The golfing veteran was anxious, because Jean Hugo was finishing the stretch one group ahead and crowds were cheering. The two players tied on 16-under-par and McGuigan won the ensuing playoff, but the ‘Hugo effect’ lingers in my memory. He had impacted a rival’s psyche from a hole away.
This Sunday at the PGA Championship Jimmy Walker had a deserved victory. Take nothing away from the star-gazer’s achievement, but there were few ‘major moments’ during the business end of the season’s final major. He had a three-footer for the victory on the 18th.
When you talk pressure, Tiger Woods is the name that comes to mind. Any given Sunday when he was on the back nine there was panic in the ranks. Only the purest swinger of his time (Ernie Els), the hardest worker (Vijay Singh), and the short-game prodigy (Phil Mickelson) consistently gave Nike’s golden boy a run for his money.

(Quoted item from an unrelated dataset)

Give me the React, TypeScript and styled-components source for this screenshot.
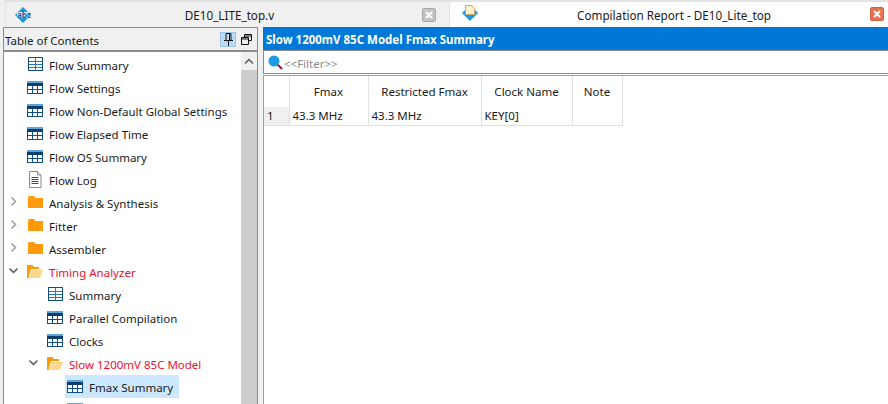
import React from 'react';
import styled, { createGlobalStyle } from 'styled-components';

const GlobalStyle = createGlobalStyle`
  html, body {
    margin: 0;
    padding: 0;
    width: 888px;
    height: 404px;
    overflow: hidden;
    background: #f0f0f0;
  }
  * { box-sizing: border-box; }
`;

type Kind = 'grid' | 'table' | 'log' | 'folder' | 'open';

interface TreeItem {
  label: string;
  kind: Kind;
  level: number;
  arrow?: 'right' | 'down';
  red?: boolean;
  selected?: boolean;
}

const treeItems: TreeItem[] = [
  { label: 'Flow Summary', kind: 'grid', level: 0 },
  { label: 'Flow Settings', kind: 'table', level: 0 },
  { label: 'Flow Non-Default Global Settings', kind: 'table', level: 0 },
  { label: 'Flow Elapsed Time', kind: 'table', level: 0 },
  { label: 'Flow OS Summary', kind: 'table', level: 0 },
  { label: 'Flow Log', kind: 'log', level: 0 },
  { label: 'Analysis & Synthesis', kind: 'folder', level: 0, arrow: 'right' },
  { label: 'Fitter', kind: 'folder', level: 0, arrow: 'right' },
  { label: 'Assembler', kind: 'folder', level: 0, arrow: 'right' },
  { label: 'Timing Analyzer', kind: 'open', level: 0, arrow: 'down', red: true },
  { label: 'Summary', kind: 'grid', level: 1 },
  { label: 'Parallel Compilation', kind: 'table', level: 1 },
  { label: 'Clocks', kind: 'table', level: 1 },
  { label: 'Slow 1200mV 85C Model', kind: 'open', level: 1, arrow: 'down', red: true },
  { label: 'Fmax Summary', kind: 'table', level: 2, selected: true },
  // only the top of this row's icon is inside the window
  { label: '', kind: 'table', level: 2 },
];

function NodeIcon({ kind }: { kind: Kind }) {
  if (kind === 'grid') {
    return (
      <svg width="16" height="15" viewBox="0 0 16 15">
        <rect x="1.500" y="0.500" width="14" height="13" fill="#fff" stroke="#0f4f86" />
        <path d="M2 4.500h13M2 7.500h13M2 10.500h13M8.500 1v12" stroke="#2a78b8" fill="none" />
      </svg>
    );
  }
  if (kind === 'table') {
    return (
      <svg width="16" height="15" viewBox="0 0 16 15">
        <rect x="0.500" y="1.500" width="15" height="12" fill="#fff" stroke="#0f4f86" />
        <rect x="0" y="1" width="16" height="2" fill="#5fa4d6" />
        <rect x="0" y="3" width="16" height="3" fill="#0b3e6e" />
        <path d="M1 9.500h14M5.500 6v7M10.500 6v7" stroke="#0f4f86" fill="none" />
      </svg>
    );
  }
  if (kind === 'log') {
    return (
      <svg width="16" height="17" viewBox="0 0 16 17">
        <path d="M2.500.5h8l3.500 3.500v12.500H2.500z" fill="#fff" stroke="#8a8a8a" />
        <path d="M10.500.5V4H14" fill="#e6e6e6" stroke="#8a8a8a" />
        <path d="M4.500 6.500h7M4.500 8.500h7M4.500 10.500h7M4.500 12.500h7" stroke="#28507a" fill="none" />
      </svg>
    );
  }
  if (kind === 'folder') {
    return (
      <svg width="16" height="13" viewBox="0 0 16 13">
        <path d="M1 1.500Q1 0 2.500 0H7l1.500 2H16v10H1z" fill="#ff9a0a" />
      </svg>
    );
  }
  return (
    <svg width="16" height="13" viewBox="0 0 16 13">
      <path d="M0 0h5.500l1.500 2h5v2H4L1.500 13H0z" fill="#ff9a0a" />
      <path d="M4.500 5H16l-3 8H2z" fill="#fcd790" />
    </svg>
  );
}

function Chevron({ dir }: { dir: 'right' | 'down' }) {
  return (
    <svg width="9" height="9" viewBox="0 0 9 9">
      <path
        d={dir === 'right' ? 'M2.500 .5l4 4-4 4' : 'M.5 2.500l4 4 4-4'}
        fill="none"
        stroke={dir === 'right' ? '#9a9a9a' : '#555'}
        strokeWidth="1.500"
      />
    </svg>
  );
}

export default function App() {
  return (
    <Page>
      <GlobalStyle />
      <TabBar>
        <Tab>
          <TabIcon>
            <svg width="16" height="16" viewBox="0 0 16 16">
              <path d="M8 0l8 8-8 8-8-8z" fill="#1f97e0" />
              <rect x="2" y="5" width="12" height="6" rx="2.500" fill="#e4f3fc" />
            </svg>
            <AbcMark>abc</AbcMark>
          </TabIcon>
          <TabTitle>DE10_LITE_top.v</TabTitle>
          <CloseBox>
            <svg width="8" height="8" viewBox="0 0 8 8">
              <path d="M1 1l6 6M7 1L1 7" stroke="#fff" strokeWidth="2" />
            </svg>
          </CloseBox>
        </Tab>
        <Tab $active>
          <TabIcon $active>
            <svg width="16" height="16" viewBox="0 0 16 16">
              <path d="M0 8l8 8 8-8-3-3H3z" fill="#1f97e0" />
              <path d="M3.500.5h6l3 3v6h-9z" fill="#fdf0cc" stroke="#c9a96a" />
            </svg>
          </TabIcon>
          <TabTitle>Compilation Report - DE10_Lite_top</TabTitle>
          <CloseBox $danger>
            <svg width="8" height="8" viewBox="0 0 8 8">
              <path d="M1 1l6 6M7 1L1 7" stroke="#fff" strokeWidth="2" />
            </svg>
          </CloseBox>
        </Tab>
      </TabBar>

      <Workspace>
        <Sidebar>
          <SidebarHeader>
            <SidebarTitle>Table of Contents</SidebarTitle>
            <PinButton $on>
              <svg width="11" height="13" viewBox="0 0 11 13">
                <path d="M3 .5h5v7H3zM1 7.500h9M5.500 8v5M6.500 1v6" fill="none" stroke="#111" />
              </svg>
            </PinButton>
            <PinButton>
              <svg width="11" height="11" viewBox="0 0 11 11">
                <path d="M3.500 3V.5h7v6H8M3.500 2h7" fill="none" stroke="#111" />
                <path d="M.5 3.500h7v7h-7zM.5 5h7" fill="none" stroke="#111" />
              </svg>
            </PinButton>
          </SidebarHeader>
          <SidebarBody>
            <Tree>
              {treeItems.map((item, i) => (
                <TreeRow key={i} $level={item.level}>
                  <ArrowSlot>{item.arrow && <Chevron dir={item.arrow} />}</ArrowSlot>
                  <TreeNode $selected={item.selected}>
                    <IconSlot>
                      <NodeIcon kind={item.kind} />
                    </IconSlot>
                    {item.label && <NodeLabel $red={item.red}>{item.label}</NodeLabel>}
                  </TreeNode>
                </TreeRow>
              ))}
            </Tree>
            <ScrollTrack>
              <ScrollButton>
                <svg width="10" height="7" viewBox="0 0 10 7">
                  <path d="M1 5.500l4-4 4 4" fill="none" stroke="#555" strokeWidth="1.500" />
                </svg>
              </ScrollButton>
              <ScrollThumb />
            </ScrollTrack>
          </SidebarBody>
        </Sidebar>

        <Splitter />

        <Report>
          <ReportTitle>Slow 1200mV 85C Model Fmax Summary</ReportTitle>
          <FilterBar>
            <svg width="15" height="15" viewBox="0 0 15 15">
              <path d="M9 9l5 5" stroke="#8e2030" strokeWidth="2" />
              <circle cx="6" cy="6" r="5.500" fill="#1e9be8" />
            </svg>
            <FilterText>&lt;&lt;Filter&gt;&gt;</FilterText>
          </FilterBar>
          <TableArea>
            <SummaryTable>
              <colgroup>
                <col width={25} />
                <col width={79} />
                <col width={113} />
                <col width={91} />
                <col width={50} />
              </colgroup>
              <thead>
                <tr>
                  <HeadCell />
                  <HeadCell>Fmax</HeadCell>
                  <HeadCell>Restricted Fmax</HeadCell>
                  <HeadCell>Clock Name</HeadCell>
                  <HeadCell>Note</HeadCell>
                </tr>
              </thead>
              <tbody>
                <tr>
                  <RowHead>1</RowHead>
                  <DataCell>43.3 MHz</DataCell>
                  <DataCell>43.3 MHz</DataCell>
                  <DataCell>KEY[0]</DataCell>
                  <DataCell />
                </tr>
              </tbody>
            </SummaryTable>
          </TableArea>
        </Report>
      </Workspace>
    </Page>
  );
}

const Page = styled.div`
  width: 888px;
  height: 404px;
  display: flex;
  flex-direction: column;
  overflow: hidden;
  background: #f0f0f0;
  font-family: 'Noto Sans', 'Open Sans', sans-serif;
  font-size: 11.500px;
  color: #1a1a1a;
`;

const TabBar = styled.div`
  height: 27px;
  flex: none;
  display: flex;
  padding-left: 5px;
  background: #f0f0f0;
`;

const Tab = styled.div<{ $active?: boolean }>`
  flex: ${(p) => (p.$active ? '1' : '0 0 444px')};
  position: relative;
  display: flex;
  align-items: center;
  justify-content: center;
  padding-left: ${(p) => (p.$active ? '10px' : '4px')};
  background: ${(p) => (p.$active ? '#fff' : '#f0f0f0')};
  border-top: 2px solid #e3e3e3;
  border-left: 1px solid #e3e3e3;
`;

const TabIcon = styled.span<{ $active?: boolean }>`
  position: absolute;
  left: ${(p) => (p.$active ? '12px' : '9px')};
  top: ${(p) => (p.$active ? '3px' : '5px')};
  display: flex;
`;

const AbcMark = styled.span`
  position: absolute;
  left: 2px;
  top: 1px;
  width: 12px;
  text-align: center;
  font-size: 8px;
  line-height: 13px;
  font-weight: 700;
  color: #0f5f98;
`;

const TabTitle = styled.span`
  font-size: 11.700px;
  line-height: 16px;
  padding-top: 1px;
  white-space: nowrap;
`;

const CloseBox = styled.span<{ $danger?: boolean }>`
  position: absolute;
  right: ${(p) => (p.$danger ? '4px' : '13px')};
  top: ${(p) => (p.$danger ? '5px' : '6px')};
  width: 14px;
  height: 14px;
  display: flex;
  align-items: center;
  justify-content: center;
  border-radius: 2px;
  background: ${(p) => (p.$danger ? '#e8714f' : '#c4c4c4')};
  border: 1px solid ${(p) => (p.$danger ? '#d0603f' : '#a8a8a8')};
`;

const Workspace = styled.div`
  flex: 1;
  min-height: 0;
  display: flex;
  padding-left: 3px;
`;

const Sidebar = styled.div`
  width: 255px;
  flex: none;
  display: flex;
  flex-direction: column;
  border-top: 1px solid #8c8c8c;
  border-left: 1px solid #8c8c8c;
  border-right: 1px solid #8c8c8c;
`;

const SidebarHeader = styled.div`
  height: 24px;
  flex: none;
  display: flex;
  align-items: center;
  gap: 2px;
  padding: 0 3px 0 1px;
  background: #f0f0f0;
  border-bottom: 2px solid #8c8c8c;
`;

const SidebarTitle = styled.span`
  flex: 1;
  padding-top: 3px;
`;

const PinButton = styled.span<{ $on?: boolean }>`
  width: 16px;
  height: 15px;
  display: flex;
  align-items: center;
  justify-content: center;
  background: ${(p) => (p.$on ? '#bcdcf5' : 'transparent')};
  border: 1px solid ${(p) => (p.$on ? '#9cc6e8' : 'transparent')};
`;

const SidebarBody = styled.div`
  flex: 1;
  min-height: 0;
  display: flex;
  background: #fff;
`;

const Tree = styled.div`
  flex: 1;
  min-width: 0;
  padding-top: 1px;
  overflow: hidden;
`;

const TreeRow = styled.div<{ $level: number }>`
  height: 23px;
  display: flex;
  align-items: center;
  padding-left: ${(p) => 3 + p.$level * 20}px;
`;

const ArrowSlot = styled.span`
  width: 18px;
  flex: none;
  display: flex;
  padding-left: 2px;
  margin-top: -3px;
`;

const TreeNode = styled.span<{ $selected?: boolean }>`
  height: 23px;
  display: flex;
  align-items: center;
  padding: 0 6px 0 2px;
  background: ${(p) => (p.$selected ? '#cce8ff' : 'transparent')};
`;

const IconSlot = styled.span`
  width: 22px;
  flex: none;
  display: flex;
  margin-top: -1px;
`;

const NodeLabel = styled.span<{ $red?: boolean }>`
  white-space: nowrap;
  line-height: 16px;
  padding-top: 2px;
  color: ${(p) => (p.$red ? '#e8112d' : '#1a1a1a')};
`;

const ScrollTrack = styled.div`
  width: 16px;
  flex: none;
  display: flex;
  flex-direction: column;
  background: #f0f0f0;
`;

const ScrollButton = styled.div`
  height: 18px;
  flex: none;
  display: flex;
  align-items: center;
  justify-content: center;
`;

const ScrollThumb = styled.div`
  flex: 1;
  background: #cdcdcd;
`;

const Splitter = styled.div`
  width: 5px;
  flex: none;
  background: #f0f0f0;
`;

const Report = styled.div`
  flex: 1;
  min-width: 0;
  display: flex;
  flex-direction: column;
  background: #fff;
`;

const ReportTitle = styled.div`
  height: 23px;
  flex: none;
  padding: 5px 0 0 3px;
  background: #0078d7;
  color: #fff;
  font-weight: 700;
  line-height: 16px;
`;

const FilterBar = styled.div`
  height: 24px;
  flex: none;
  display: flex;
  align-items: center;
  gap: 1px;
  padding: 1px 0 0 4px;
  border-top: 1px solid #8c8c8c;
  border-left: 1px solid #8c8c8c;
  border-bottom: 1px solid #8c8c8c;
`;

const FilterText = styled.span`
  color: #8a8a8a;
  padding-top: 1px;
`;

const TableArea = styled.div`
  flex: 1;
  border-top: 1px solid #a0a0a0;
  border-left: 1px solid #a0a0a0;
  margin-top: 1px;
`;

const SummaryTable = styled.table`
  border-collapse: collapse;
  table-layout: fixed;
  width: 358px;
`;

const HeadCell = styled.th`
  height: 31px;
  padding: 0;
  font-weight: 400;
  text-align: center;
  border-right: 1px solid #e0e0e0;
`;

const RowHead = styled.td`
  height: 18px;
  padding: 0 0 0 3px;
  background: #f0f0f0;
  border-bottom: 1px solid #e0e0e0;
  border-right: 1px solid #e0e0e0;
`;

const DataCell = styled.td`
  height: 18px;
  padding: 0 0 0 3px;
  border-bottom: 1px solid #e0e0e0;
  border-right: 1px solid #e0e0e0;
`;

Well-founded players would falter after the gallery roars floated across from Woods’ group. They knew he was playing unreal recovery shots, sinking putts, and making his way towards the winner’s podium, even when he wasn’t.
This year Jason Day had the best collective score of nine-under-par at the majors, which was 12 shots better than second place.
On paper, the world number one played the way he should, but on the final nine holes at Baltusrol he did little to make his opponent crumble. Yes, he eagled the 18th, but Walker needed a par to win.
A few years back everyone on tour was saying Rory McIlroy would be hard to beat when he teed up. Then it was Jordan Spieth, and now it’s Day. But none of the ‘Big-Three’ seem t0 have the on-course presence of a legend.
Maybe the game has changed and the margins are smaller, but other sports continue to find individuals who break the mould. Usain Bolt, Lewis Hamilton, Dan Carter, AB de Villiers, Christiano Ronaldo & Lionel Messi (football has two), and so on.
That professional golfer’s cliche ‘I can only do my best and hopefully it’s good enough’ doesn’t correlate with ‘taking a Tiger line.’
Woods didn’t leave putts short on the final stretch, and maybe it’s time for Day to do the same.